Royal Bank of Scotland said it had scrapped plans to move its registered office to England after Scots voted to remain part of the UK.
Edinburgh-based RBS was one of five lenders that last week said it would move headquarters or operations to England if Scots had voted for independence.
"The announcement we made about moving our registered head office to England was part of a contingency plan to ensure certainty and stability for our customers, staff and shareholders should there be a 'yes' vote".
That contingency plan is no longer required," a spokesman for the bank said shortly after the referendum results.
Three of Scotland's other biggest financial firms - Lloyds Banking Group, Clydesdale Bank and insurer Standard Life - said they were proud of their Scottish roots but did not rule out a move.
Analysts had said some Scottish firms could move to England even if Scots voted 'no' to independence, to align firms with the location of the Bank of England and remove uncertainty about where they are based.
Shares in all Scottish financial firms jumped in relief in early trade.
A vote for independence would have raised immediate questions over what currency Scotland would use and its position within the European Union.
RBS was the biggest gainer on the European banking index, up over 4%, while Lloyds was 2.8% higher and TSB 3.7% stronger. Standard Life was trading 1.6% higher.
British Prime Minister David Cameron said Scottish independence was now off the table "for a generation" but he is has promised to grant Scotland, which already had its own parliament, powers over tax and spending.

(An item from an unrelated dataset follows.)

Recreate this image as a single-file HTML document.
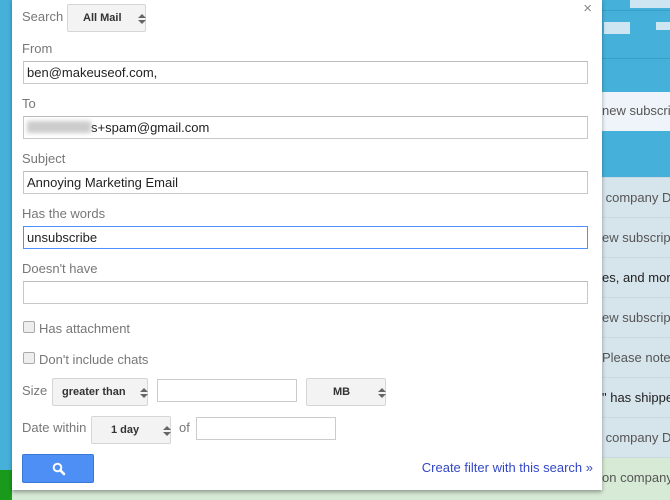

Standard Life said further constitutional change was very likely following the referendum.
"We will consider the implications of any changes for our customers and other stakeholders in our business to ensure their interests are represented and protected," the insurer said in a statement.
Lloyds said it would keep a "significant presence" in Scotland and was focused on supporting lending to home buyers and companies there.
National Australia Bank, which owns Clydesdale in Scotland, said it remained fully committed to its operations there.
Meanwhile, Royal Dutch Shell CEO Ben van Beurden today welcomed Scotland's vote against independence.
"Shell welcomes the decision by the people of Scotland to remain within the UK, which reduces the operating uncertainty for businesses based in Scotland," van Beurden said in a statement.
"Shell will continue to work closely with both the UK and Scottish governments to help the industry deliver vital energy supplies through investment in the UK's oil and gas resources. We look forward to continuing our proud association with Scotland," he added.
EU chief Barroso hails Scots result
European Commission President Jose Manuel Barroso has hailed Scotland's rejection of independence as positive for Europe and noted the strength of commitment shown by Scots during the campaign to membership of the EU.
"I welcome the decision of the Scottish people to maintain the unity of the United Kingdom," Barroso said in a statement.
"This outcome is good for the united, open and stronger Europe that the European Commission stands for," he stated.
In a remark apparently aimed at calls in Britain, especially in England, for a break with the EU, he added: "The European Commission welcomes the fact that during the debate over the past years, the Scottish government and the Scottish people have repeatedly reaffirmed their European commitment.
"The European Commission will continue to engage in a constructive dialogue with the Scottish government, in areas under its responsibility, that are important to Scotland's future, including jobs and growth, energy, climate change and the environment, and smarter regulation."
In a separate statement, European Council President Herman Van Rompuy also welcomed the Scottish result.
In an apparent reference to the prospect of a British referendum on leaving the EU, he said: "The United Kingdom is and will remain an important member of the European Union to the benefit of all citizens and member states of the European Union."